Layard, R., Nickell, S. and Jackman, R. (1991) Unemployment, Macroeconomic Performance and the Labour Market, Oxford University Press, Oxford.

Mitchell, W.F. (1987) ‘The NAIRU, Structural Imbalance and the Macroequilibrium Unemployment Rate’, Australian Economic Papers, 26(48), 101-118.

Piore, M.J. (ed.) (1979) Unemployment and Inflation, Institutionalist and Structuralist Views, M.E. Sharpe, Inc., White Plains.

Digression: BBC interview

Today I did a TV interview for the BBC on the state of the economy here. They wanted to talk about the coal industry and where things were heading. We did the interview up on the knoll overlooking the ocean near Newcastle beach – Google image. This is a spot where you can look out over the ocean and count the ships in the queue waiting to enter the coal loaders in the Port of Newcastle, which is the World’s largest coal export port.

I consider this queue to be an informal indicator of the state of the World economy. In 2007, you could go to the knoll and count 70 odds ships waiting to get into the Port. This is sort of what it looked like then. Today I took this photo and counted about 7! Times are tough!

This Post Has 2 Comments

  1. Your photos are a mirror image of what is occuring here in Gladstone Bill. 12 or 18 months ago, if you wanted to head out to the reef, you had to go past dozens of ships at anchor, all waiting their turn to be allowed into the harbour to load. We went and had dinner the day before yesterday with some visiting relatives at a small seaside town just outside of Gladstone that looks out to sea past the anchorage points.
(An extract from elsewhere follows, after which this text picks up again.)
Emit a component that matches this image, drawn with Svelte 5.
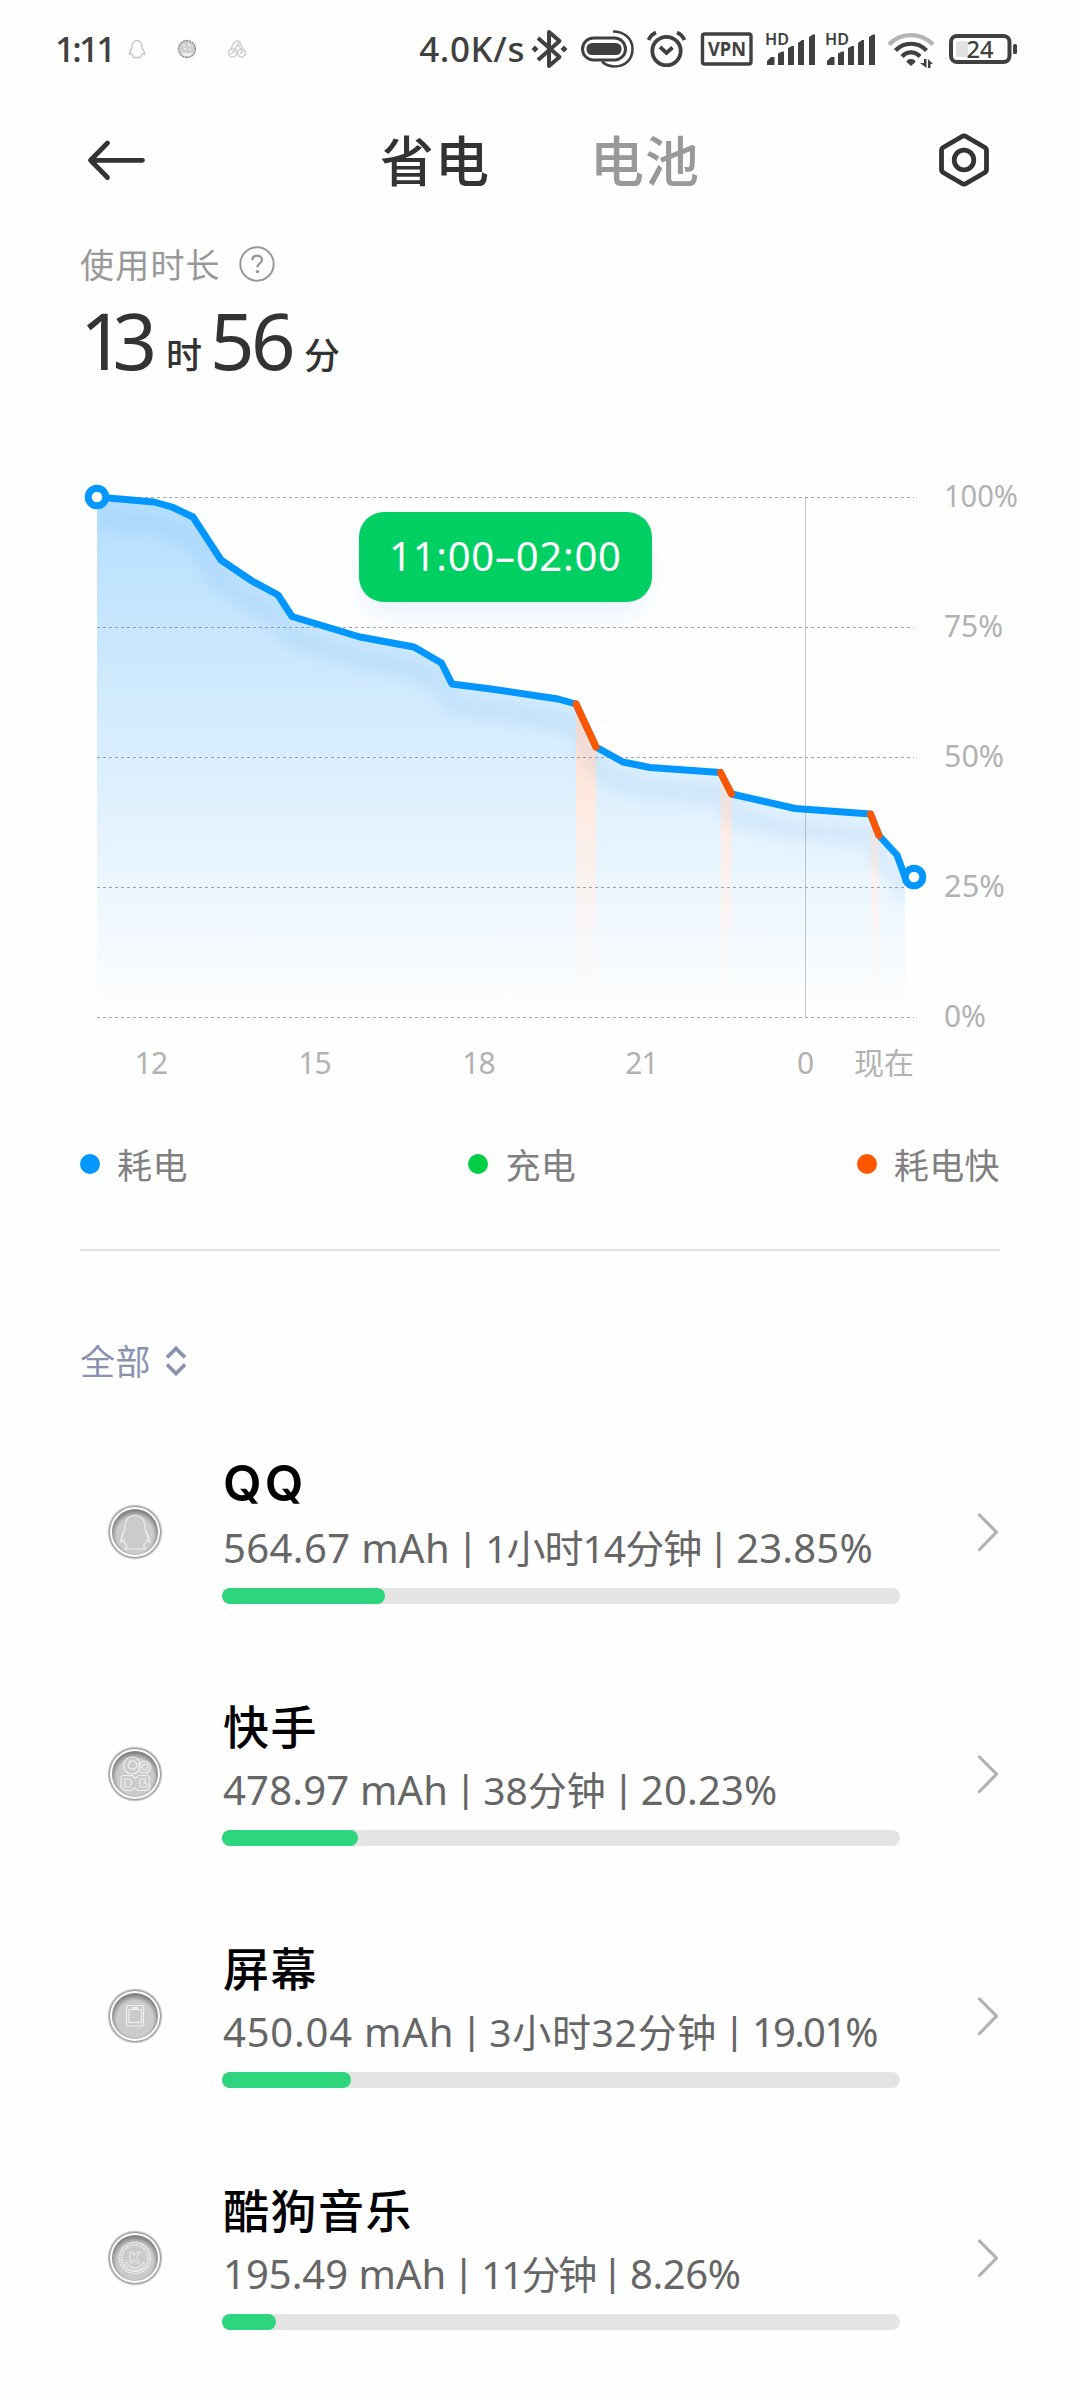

    3 ships anchored. It’s getting pretty crook!

  2. Dear Bill,
    another couple of informal indicators of the state of the economy are 1. the large numbers of cars up for private sale on the edge of roads, and 2. the increasing number of old coins in circulation. In good times it appears that many people throw their coins into some container rather than lumping it around but when times get tough then every penny counts.